Exercise aim :: Write the data below out exactly as it stands. Do not include the pictures.

---------- Dataset content

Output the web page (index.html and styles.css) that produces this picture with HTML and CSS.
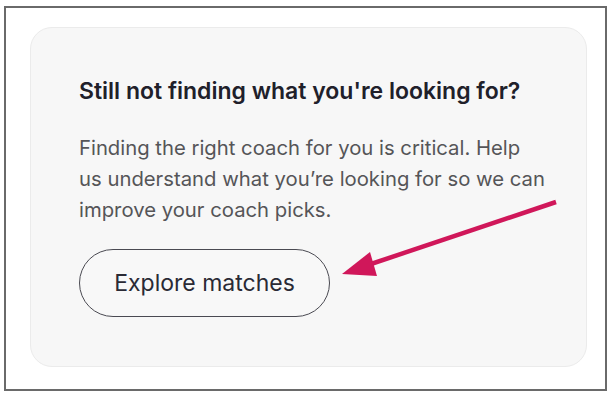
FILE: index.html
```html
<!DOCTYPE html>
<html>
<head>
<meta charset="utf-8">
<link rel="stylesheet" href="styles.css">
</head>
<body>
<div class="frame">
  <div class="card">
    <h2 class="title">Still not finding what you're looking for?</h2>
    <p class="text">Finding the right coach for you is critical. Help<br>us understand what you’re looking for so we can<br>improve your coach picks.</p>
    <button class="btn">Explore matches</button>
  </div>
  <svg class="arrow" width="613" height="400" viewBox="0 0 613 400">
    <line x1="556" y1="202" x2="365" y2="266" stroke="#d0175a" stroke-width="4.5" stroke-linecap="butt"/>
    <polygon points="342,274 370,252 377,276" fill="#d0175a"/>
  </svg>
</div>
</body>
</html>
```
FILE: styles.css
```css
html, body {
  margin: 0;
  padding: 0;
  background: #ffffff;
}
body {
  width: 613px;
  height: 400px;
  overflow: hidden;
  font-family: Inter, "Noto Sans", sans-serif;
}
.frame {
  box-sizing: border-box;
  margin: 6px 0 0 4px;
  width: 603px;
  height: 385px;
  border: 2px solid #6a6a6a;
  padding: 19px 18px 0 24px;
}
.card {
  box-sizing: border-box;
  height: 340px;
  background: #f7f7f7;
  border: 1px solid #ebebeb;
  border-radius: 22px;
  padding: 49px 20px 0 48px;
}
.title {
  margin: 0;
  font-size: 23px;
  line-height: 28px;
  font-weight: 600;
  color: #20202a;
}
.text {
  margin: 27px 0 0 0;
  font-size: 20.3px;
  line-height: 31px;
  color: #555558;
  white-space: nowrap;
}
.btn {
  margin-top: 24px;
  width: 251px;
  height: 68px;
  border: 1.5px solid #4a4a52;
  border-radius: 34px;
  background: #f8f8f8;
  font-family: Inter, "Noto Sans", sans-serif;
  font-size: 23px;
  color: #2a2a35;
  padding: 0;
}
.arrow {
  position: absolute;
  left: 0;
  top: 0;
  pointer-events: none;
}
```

--------------------

Complete response ::
Output the web page (index.html and styles.css) that produces this picture with HTML and CSS.
FILE: index.html
```html
<!DOCTYPE html>
<html>
<head>
<meta charset="utf-8">
<link rel="stylesheet" href="styles.css">
</head>
<body>
<div class="frame">
  <div class="card">
    <h2 class="title">Still not finding what you're looking for?</h2>
    <p class="text">Finding the right coach for you is critical. Help<br>us understand what you’re looking for so we can<br>improve your coach picks.</p>
    <button class="btn">Explore matches</button>
  </div>
  <svg class="arrow" width="613" height="400" viewBox="0 0 613 400">
    <line x1="556" y1="202" x2="365" y2="266" stroke="#d0175a" stroke-width="4.5" stroke-linecap="butt"/>
    <polygon points="342,274 370,252 377,276" fill="#d0175a"/>
  </svg>
</div>
</body>
</html>
```
FILE: styles.css
```css
html, body {
  margin: 0;
  padding: 0;
  background: #ffffff;
}
body {
  width: 613px;
  height: 400px;
  overflow: hidden;
  font-family: Inter, "Noto Sans", sans-serif;
}
.frame {
  box-sizing: border-box;
  margin: 6px 0 0 4px;
  width: 603px;
  height: 385px;
  border: 2px solid #6a6a6a;
  padding: 19px 18px 0 24px;
}
.card {
  box-sizing: border-box;
  height: 340px;
  background: #f7f7f7;
  border: 1px solid #ebebeb;
  border-radius: 22px;
  padding: 49px 20px 0 48px;
}
.title {
  margin: 0;
  font-size: 23px;
  line-height: 28px;
  font-weight: 600;
  color: #20202a;
}
.text {
  margin: 27px 0 0 0;
  font-size: 20.3px;
  line-height: 31px;
  color: #555558;
  white-space: nowrap;
}
.btn {
  margin-top: 24px;
  width: 251px;
  height: 68px;
  border: 1.5px solid #4a4a52;
  border-radius: 34px;
  background: #f8f8f8;
  font-family: Inter, "Noto Sans", sans-serif;
  font-size: 23px;
  color: #2a2a35;
  padding: 0;
}
.arrow {
  position: absolute;
  left: 0;
  top: 0;
  pointer-events: none;
}
```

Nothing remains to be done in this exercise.